What unique characteristics or perspective do you feel you bring to your organization as a woman?
I think simply having the experience of being a woman in a male-dominated industry is helpful to bring that perspective of the underrepresented to the table. We need more women in technology to strengthen the industry, there’s no doubt about that. The more representation we can provide, the more we are encouraging diversity and inclusivity in the field.
I think people can often get intimidated when we try and bring these perspectives to the table, assuming we’re trying to show why women are better than men at the job. But the issue is not necessarily about proving how a woman can be better at the job than a man, but how positive reinforcement of new ideas and innovations can lead to better performance, better success, company growth, more profits, and an overall higher-performing business.
Technology is historically a male-dominated industry, yet the use of tech is fully embraced by women, and many studies even suggest that females are the primary buyers of tech in the home. What do you feel the technology industry needs to do in order to attract more women, particularly into high-level positions?
The responsibility really lies with company leaders to make changes to their policies to promote diversity, inclusion, and equality in the broadest sense. Building a culture that is welcoming and inclusive has been proven countless times to be integral to employees performing their best and reducing turnover, so it’s time for companies to start prioritizing this in their business strategies.
Working at Amazon has been a really encouraging experience for me in this respect, as there are a lot of initiatives in place to actively build a more inclusive workforce. Women lead many of our biggest and most important businesses, including our overall delivery experience, Amazon Fresh, AWS Public Sector, and more.We partner with women’s colleges to recruit diverse candidates when hiring and every year, we host Girls Who Code classrooms where teenage girls can spend seven weeks at Amazon to gain new skills, hear insights from Amazon leaders, and have the support of their own Amazon mentor. Globally, Amazon also partners with organizations like Girls’ Brigade Singapore and Technovation Spain to inspire young women in tech. These efforts have provided a lot of great opportunities for me to make a difference in my role.
I also recently had the opportunity to meet with Canadian high school students through the Amazon Future Engineer program. It was inspiring to hear from teens interested in technology and be able to share advice with them.
If you had to sum up what it is like being a woman in the male-dominated technology industry in just a few words, what would you say?
Being bold, persistent and following your passion will get you further than you think. It’s rarely a straight line to get to where you want to go, least of all when you’re dealing with more obstacles than others in your field, but what helped me was focusing on what my long-term goals were and staying flexible with how I got there. Having role models, mentors, and advocates also played a big part along the way in boosting my confidence and helping me work through times when I felt “stuck.”
Are there other women in the tech industry who inspire you?
Absolutely! Honestly, just learning about the women who work alongside me at Amazon is incredibly inspiring on its own. Jenna Powers, a director of Amazon recruiting operations, contributed in turning more than 40,000 customers into Amazon operations leaders in 2019, many of whom were women, people of colour, identify as LGBTQ and military veterans. She has also run more than 70 races across multiple continents. She’s awesome! And Shanika Hope is building and leading Amazon Web Services’ Educate program, helping thousands of students and educators develop integral tech skills to expand their career options. I’m really lucky to be surrounded by some incredible women in my industry that continuously inspire me to work hard and make a difference every single day.

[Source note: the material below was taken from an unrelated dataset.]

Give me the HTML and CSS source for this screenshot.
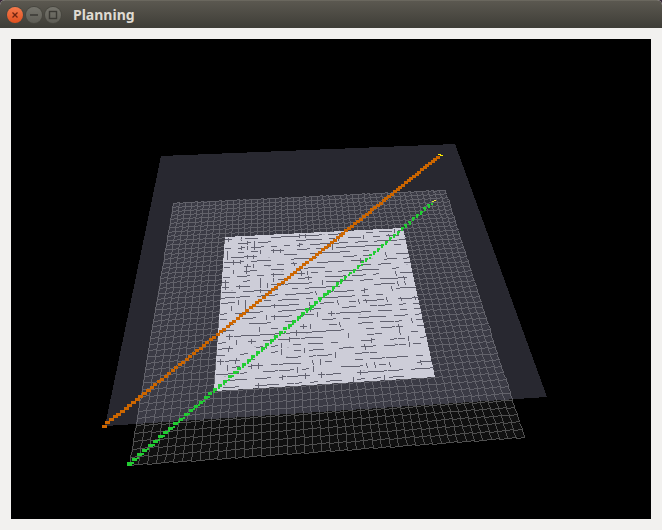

What are some of the misconceptions/myths about women working in the technology space that you’d like to dispel?
One myth I think many tend to believe is that to be a successful woman – especially a woman in a leadership role – you must sacrifice personal goals, like growing a family. While still a challenge, many businesses, especially those in the technology sector, have become increasingly flexible with their workforce across aspects like remote work, alternative hours, and more.
As a passionate engineer and an equally passionate mother, sacrificing one or the other just wasn’t an option for me. I’ve been lucky enough to work at a company that’s given me the needed flexibility to succeed at both, and I think it’s important for women to know they don’t need to limit themselves to one path in order to achieve their goals.
What’s one thing you wish was done differently in the industry, and why?
We see companies every day that publicly acknowledge the need for diversity and inclusion, maybe even acknowledge their own biases in past, but who then consider their part in the matter done and complete. Diversity and inclusion is not a project that can ever be marked complete – it’s a mindset that must show up in everything we do, from the people we hire and promote, to the products we build for customers, to the sellers, small business owners and communities we support. This work isn’t always easy and requires an intentional approach and commitment to long-term solutions.
Are you optimistic for the future in general and for the industry?
Yes, definitely! I recently taught at an Amazon Future Engineer workshop and it was inspiring to see all the young Canadians from diverse backgrounds looking to explore careers related to artificial intelligence and machine learning. The students asked insightful questions and really demonstrated their passion and curiosity about working in tech. They gave me optimism about the future of computer science, AI, and ML.